Une fois surgissant sur scène, drapée d’élégance radieuse telle une des Muses grecques les mieux incarnées à scintiller sur la scène de la salle Bourgie élue pour recevoir le CMIM, je me suis vu frappé par la foudre de cette présence scénique de la très jeune soprano Ariane Cossette qui aura ébloui tout auditeur avisé.
Aucun(e) concurrent(e) de ce concours n’avait su, jusqu’à ce jour-là (nous étions déjà lundi 26 mai), m’ensorceler aussi magistralement… Est-ce écrire que je me suis laissé électriser de la sorte ? Ariane Cossette dispose, je l’affirme le cœur sur la main de ce je-ne-sais-quoi de pure capacité d’emporter vers la rêverie, de ce don de réanimer un songe théâtral par l’adresse de ses gestes, les frémissements discrets mais perceptibles de sa voix qui la font ou l’ont fait et la feront devenir une des plus grandes voix de l’ art opératique au pays.
Massenet: Le Cid
La diction française, l’expressivité de cette Chimène pleurant son père tombé sous l’épée de son Rodrigue adoré (mais fils vengeur impossible à vénérer ouvertement) fut un moment de pure révélation: j’y ai reconnu toute l’intensité sonore irréprochable, bien entendu la justesse musicale impeccable en nuances, en dynamiques et bouleversantes par-dessus le marché, d’Ariane Cossette qui s’est postée là au faîte de l’interprétation dramatique du célèbre Pleurez mes yeux du Cid de Massenet.
Une salle vibrant d’émotion magistrale
Ariane Cossette possède glorieusement cette voix de prima donna (je l’imagine dans Wagner et Strauss) mais elle ne la laisse s’envoler qu’avec cette charge émotive et émouvante qui la rend cristalline et qu’on accepte de savourer avec cette force ou cette fascinante portée… Un peu comme on s’enivre volontiers d’un nectar onirique mielleux semblable aux Sauternes grands crus tourbillonnant jusqu’au rebord cristallin des coupes promettant la plus haute allégresse musicale.
A Streetcar named Desire
Suivit dans son bref programe de trois arias conçu pour la situer dans le firmament opératique, en langue anglaise tout aussi limpide, le I want Magic d’André Previn tiré d’A Streetcar named Desire.

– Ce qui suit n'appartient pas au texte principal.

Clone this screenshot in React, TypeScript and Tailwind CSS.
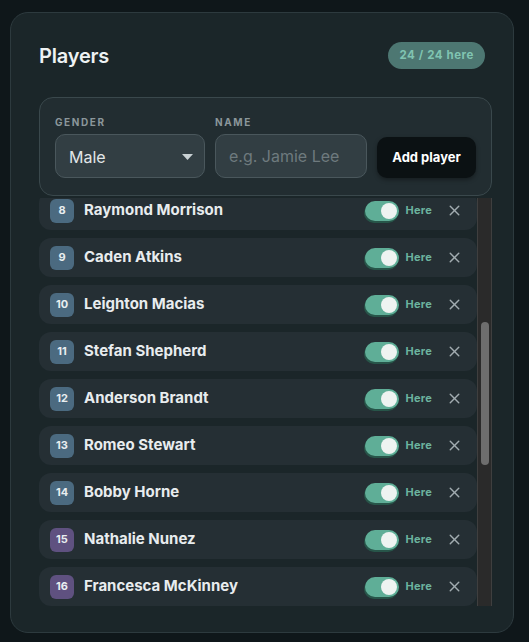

Là encore, l’interprétation dramatique est renversante, le jeu scénique à point: l’actrice est là doublée d’une très grande interprète vocale, cette artiste étant, à mon avis, inouïe. En langue italienne un Oh smania! Oh furie! de Mozart réussi (extrait d’Idomeneo) complétait son programme.
Avant le volet Mélodies commençant les 28 et 29 mai à la salle Bourgie, invitons le public à revenir en salle pour la suite du concours, car elle est tout à fait adaptée au volet de récital vocal qui exige moins de connaissances des librettos, plus d’épanchement poétique, aussi un tout aussi important rôle musical dévolu au pianiste accompagnateur : l’intimité quoi et non les grands éclats des planches et de la scène venus surtout d’Italie, d’Allemagne ou d’Autriche, d’Europe centrale, de Russie et de France.
Le volet Aria s’écoutait en diffusion Web
On aura perçu que la salle Bourgie est bien minuscule pour les grands airs d’opéra accompagnés au modeste piano de concert (et non à l’orchestre comme ils étaient désignés de l’être) : on peut facilement défoncer le tympan des auditeurs si on évalue mal l’espace sonore de la salle qui n’avait jamais été autrefois qu’un lieu de prière.
On aura aussi remarqué le peu de public présent à la salle Bourgie, car c’est une assistance fort minimale aux séances mais elle s’explique: les mélomanes auront en effet tendance à écouter ce volet Aria de chez eux plutôt que de supporter ces tonitruantes voix à grand déploiement exercées pour des salles de 3000-places-et-cinq-balcons ou mezzanines.
La puissance vocale déchaînée est sûrement le nec plus ultra des célèbres voix inoubliables passées au Teatro Colon, à La Scala ou à l’ancien Carnegie Hall ou au Met, c’est bien convenu. À la Salle Bourgie, les verres de Tiffany aux fenêtres prouvent leur résistance héroïque mais les auditeurs reviendront s’asseoir, je le souhaite, au bord de ces vitraux pour entendre les mélodieuses voix des concurrent(e)s en récital.